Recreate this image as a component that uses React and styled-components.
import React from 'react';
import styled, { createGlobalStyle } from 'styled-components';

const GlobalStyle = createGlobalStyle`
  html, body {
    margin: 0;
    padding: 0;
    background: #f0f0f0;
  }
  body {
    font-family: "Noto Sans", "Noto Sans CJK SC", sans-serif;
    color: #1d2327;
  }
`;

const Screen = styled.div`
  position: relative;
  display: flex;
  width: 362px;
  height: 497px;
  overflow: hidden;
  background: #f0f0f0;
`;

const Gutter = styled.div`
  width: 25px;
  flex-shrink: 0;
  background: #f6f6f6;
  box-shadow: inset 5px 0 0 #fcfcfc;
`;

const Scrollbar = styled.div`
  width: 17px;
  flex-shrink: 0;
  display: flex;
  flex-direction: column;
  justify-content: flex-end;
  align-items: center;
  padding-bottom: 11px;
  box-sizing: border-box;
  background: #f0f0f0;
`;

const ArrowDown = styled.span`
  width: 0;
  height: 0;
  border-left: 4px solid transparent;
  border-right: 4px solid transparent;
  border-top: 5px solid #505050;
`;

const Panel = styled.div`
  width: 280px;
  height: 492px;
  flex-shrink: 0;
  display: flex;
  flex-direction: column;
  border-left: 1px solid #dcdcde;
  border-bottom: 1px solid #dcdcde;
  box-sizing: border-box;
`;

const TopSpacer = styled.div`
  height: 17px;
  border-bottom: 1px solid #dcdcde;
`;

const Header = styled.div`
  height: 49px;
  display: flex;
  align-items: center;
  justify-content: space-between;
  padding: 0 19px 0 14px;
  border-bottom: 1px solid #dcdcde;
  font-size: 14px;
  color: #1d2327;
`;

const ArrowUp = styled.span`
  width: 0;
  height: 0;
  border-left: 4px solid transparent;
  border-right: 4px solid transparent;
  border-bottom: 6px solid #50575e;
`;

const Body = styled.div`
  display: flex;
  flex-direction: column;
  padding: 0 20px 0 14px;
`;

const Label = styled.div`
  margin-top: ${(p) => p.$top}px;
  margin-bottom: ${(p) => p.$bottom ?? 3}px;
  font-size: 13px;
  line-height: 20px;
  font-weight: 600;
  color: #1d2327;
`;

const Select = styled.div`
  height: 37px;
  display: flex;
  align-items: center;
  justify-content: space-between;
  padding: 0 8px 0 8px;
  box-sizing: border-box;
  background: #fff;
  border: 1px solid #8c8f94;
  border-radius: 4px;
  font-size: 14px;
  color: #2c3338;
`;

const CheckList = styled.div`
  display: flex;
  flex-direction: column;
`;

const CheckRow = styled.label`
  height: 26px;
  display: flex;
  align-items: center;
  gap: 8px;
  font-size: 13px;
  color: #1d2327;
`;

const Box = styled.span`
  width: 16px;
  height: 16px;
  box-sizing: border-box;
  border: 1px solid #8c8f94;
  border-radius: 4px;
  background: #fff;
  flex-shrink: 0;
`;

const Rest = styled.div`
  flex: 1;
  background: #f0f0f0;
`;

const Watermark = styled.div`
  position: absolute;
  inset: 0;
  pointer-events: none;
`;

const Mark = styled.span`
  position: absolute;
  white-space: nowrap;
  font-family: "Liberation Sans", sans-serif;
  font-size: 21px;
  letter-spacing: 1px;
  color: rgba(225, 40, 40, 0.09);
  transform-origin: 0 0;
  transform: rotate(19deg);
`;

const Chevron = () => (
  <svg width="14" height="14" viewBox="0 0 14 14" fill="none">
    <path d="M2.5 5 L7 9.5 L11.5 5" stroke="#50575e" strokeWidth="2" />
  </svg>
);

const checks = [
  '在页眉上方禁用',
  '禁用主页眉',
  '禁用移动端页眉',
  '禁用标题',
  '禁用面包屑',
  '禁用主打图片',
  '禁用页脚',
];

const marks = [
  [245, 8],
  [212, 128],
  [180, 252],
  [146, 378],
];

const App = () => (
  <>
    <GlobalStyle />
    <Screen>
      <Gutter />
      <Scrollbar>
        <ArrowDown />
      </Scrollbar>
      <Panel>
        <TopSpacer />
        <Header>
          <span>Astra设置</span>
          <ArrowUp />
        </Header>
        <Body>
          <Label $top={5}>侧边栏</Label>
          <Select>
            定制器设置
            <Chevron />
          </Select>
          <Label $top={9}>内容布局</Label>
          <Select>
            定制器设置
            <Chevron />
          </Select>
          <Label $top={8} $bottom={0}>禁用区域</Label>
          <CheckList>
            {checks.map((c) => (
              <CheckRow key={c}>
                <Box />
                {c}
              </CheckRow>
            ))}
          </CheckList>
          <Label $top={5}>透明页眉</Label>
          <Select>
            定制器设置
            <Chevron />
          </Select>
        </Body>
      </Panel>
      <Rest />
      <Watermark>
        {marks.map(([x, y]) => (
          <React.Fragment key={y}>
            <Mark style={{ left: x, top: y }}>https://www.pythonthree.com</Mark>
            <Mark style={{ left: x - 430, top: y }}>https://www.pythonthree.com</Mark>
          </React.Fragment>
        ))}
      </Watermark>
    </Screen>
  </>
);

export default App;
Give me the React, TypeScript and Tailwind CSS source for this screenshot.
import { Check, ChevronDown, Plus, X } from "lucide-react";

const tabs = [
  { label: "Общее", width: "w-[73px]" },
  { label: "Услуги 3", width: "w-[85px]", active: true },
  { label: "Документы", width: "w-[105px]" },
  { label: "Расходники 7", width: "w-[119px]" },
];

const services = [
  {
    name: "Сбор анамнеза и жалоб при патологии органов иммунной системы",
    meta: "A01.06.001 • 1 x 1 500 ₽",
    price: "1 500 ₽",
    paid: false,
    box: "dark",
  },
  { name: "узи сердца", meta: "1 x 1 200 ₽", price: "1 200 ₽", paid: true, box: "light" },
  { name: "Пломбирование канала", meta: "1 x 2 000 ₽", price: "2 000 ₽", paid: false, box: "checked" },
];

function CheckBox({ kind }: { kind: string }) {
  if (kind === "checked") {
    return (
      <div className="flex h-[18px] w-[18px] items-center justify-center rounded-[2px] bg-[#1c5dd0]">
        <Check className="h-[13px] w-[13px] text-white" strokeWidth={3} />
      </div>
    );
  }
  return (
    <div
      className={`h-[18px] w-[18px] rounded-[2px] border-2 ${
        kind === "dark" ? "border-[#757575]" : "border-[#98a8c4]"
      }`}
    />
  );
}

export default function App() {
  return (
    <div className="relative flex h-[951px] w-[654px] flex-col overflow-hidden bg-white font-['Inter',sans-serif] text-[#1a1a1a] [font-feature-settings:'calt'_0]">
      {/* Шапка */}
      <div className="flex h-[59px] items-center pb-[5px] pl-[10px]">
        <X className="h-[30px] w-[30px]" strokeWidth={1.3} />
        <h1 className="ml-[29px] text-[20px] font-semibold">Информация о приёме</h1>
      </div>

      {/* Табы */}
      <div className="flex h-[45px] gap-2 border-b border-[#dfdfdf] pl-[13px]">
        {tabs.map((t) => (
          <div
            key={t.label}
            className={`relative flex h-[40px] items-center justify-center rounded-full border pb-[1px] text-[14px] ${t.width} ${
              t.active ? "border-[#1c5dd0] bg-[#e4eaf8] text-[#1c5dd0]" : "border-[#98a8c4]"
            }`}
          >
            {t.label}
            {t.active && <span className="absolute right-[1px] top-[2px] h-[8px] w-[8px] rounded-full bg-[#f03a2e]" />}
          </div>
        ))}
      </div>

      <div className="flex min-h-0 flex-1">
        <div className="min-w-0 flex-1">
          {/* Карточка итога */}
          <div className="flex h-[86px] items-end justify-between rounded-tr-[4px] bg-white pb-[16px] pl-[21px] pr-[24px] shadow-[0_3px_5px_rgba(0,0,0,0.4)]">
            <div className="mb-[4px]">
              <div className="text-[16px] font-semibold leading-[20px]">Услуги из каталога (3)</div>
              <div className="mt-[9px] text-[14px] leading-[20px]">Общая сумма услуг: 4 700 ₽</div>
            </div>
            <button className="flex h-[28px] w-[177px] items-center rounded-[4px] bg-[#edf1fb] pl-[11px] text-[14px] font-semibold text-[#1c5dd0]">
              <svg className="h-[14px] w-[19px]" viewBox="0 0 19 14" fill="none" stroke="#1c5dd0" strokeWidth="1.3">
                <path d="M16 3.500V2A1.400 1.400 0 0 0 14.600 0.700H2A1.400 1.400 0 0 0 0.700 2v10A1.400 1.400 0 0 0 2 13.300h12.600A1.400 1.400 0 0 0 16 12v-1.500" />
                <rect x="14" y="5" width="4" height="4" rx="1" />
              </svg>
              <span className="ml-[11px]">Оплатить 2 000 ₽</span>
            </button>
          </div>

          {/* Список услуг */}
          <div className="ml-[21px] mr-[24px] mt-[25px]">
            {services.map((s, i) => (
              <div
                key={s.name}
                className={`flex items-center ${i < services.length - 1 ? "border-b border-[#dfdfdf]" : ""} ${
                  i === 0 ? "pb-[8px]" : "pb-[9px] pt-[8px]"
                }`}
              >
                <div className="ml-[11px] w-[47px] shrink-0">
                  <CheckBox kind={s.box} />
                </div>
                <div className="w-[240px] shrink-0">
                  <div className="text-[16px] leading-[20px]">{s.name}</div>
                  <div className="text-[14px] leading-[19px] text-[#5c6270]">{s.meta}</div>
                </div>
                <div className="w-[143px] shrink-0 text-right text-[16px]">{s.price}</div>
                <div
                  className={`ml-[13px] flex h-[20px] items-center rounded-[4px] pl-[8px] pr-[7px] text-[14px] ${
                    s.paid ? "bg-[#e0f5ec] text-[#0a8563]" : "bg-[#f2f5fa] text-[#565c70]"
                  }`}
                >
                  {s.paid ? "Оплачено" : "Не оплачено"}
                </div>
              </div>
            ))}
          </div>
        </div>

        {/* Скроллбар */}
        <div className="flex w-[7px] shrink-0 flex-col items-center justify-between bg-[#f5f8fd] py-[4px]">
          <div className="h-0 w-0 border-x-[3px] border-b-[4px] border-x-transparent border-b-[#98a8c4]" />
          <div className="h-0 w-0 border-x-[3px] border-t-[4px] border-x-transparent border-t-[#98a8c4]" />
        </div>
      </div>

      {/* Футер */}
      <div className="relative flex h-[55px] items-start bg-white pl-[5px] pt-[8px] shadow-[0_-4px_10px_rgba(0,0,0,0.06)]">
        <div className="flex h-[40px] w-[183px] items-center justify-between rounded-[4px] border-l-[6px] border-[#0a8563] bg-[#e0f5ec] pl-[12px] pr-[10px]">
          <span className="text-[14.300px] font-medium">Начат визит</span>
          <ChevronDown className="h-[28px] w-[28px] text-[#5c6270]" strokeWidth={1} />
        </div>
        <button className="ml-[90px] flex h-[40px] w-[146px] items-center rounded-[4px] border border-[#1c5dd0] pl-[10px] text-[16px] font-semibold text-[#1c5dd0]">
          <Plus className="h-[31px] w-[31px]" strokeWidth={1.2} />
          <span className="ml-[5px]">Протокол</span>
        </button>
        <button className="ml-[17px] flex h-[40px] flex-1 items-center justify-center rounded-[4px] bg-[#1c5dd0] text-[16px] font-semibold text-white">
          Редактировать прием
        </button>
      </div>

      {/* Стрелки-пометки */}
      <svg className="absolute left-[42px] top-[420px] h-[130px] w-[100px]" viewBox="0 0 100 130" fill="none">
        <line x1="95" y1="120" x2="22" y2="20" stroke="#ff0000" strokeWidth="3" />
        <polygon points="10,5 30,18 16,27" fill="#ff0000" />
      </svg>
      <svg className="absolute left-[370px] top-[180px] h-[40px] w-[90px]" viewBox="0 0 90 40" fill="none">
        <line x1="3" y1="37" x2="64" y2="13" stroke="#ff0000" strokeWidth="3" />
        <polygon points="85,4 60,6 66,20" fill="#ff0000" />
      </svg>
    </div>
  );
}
= = =
## INSTRUCTIONS TO FOLLOW:
Say how many lines in the records hold "components", with the number as the whole reply.

## OUTPUT:
2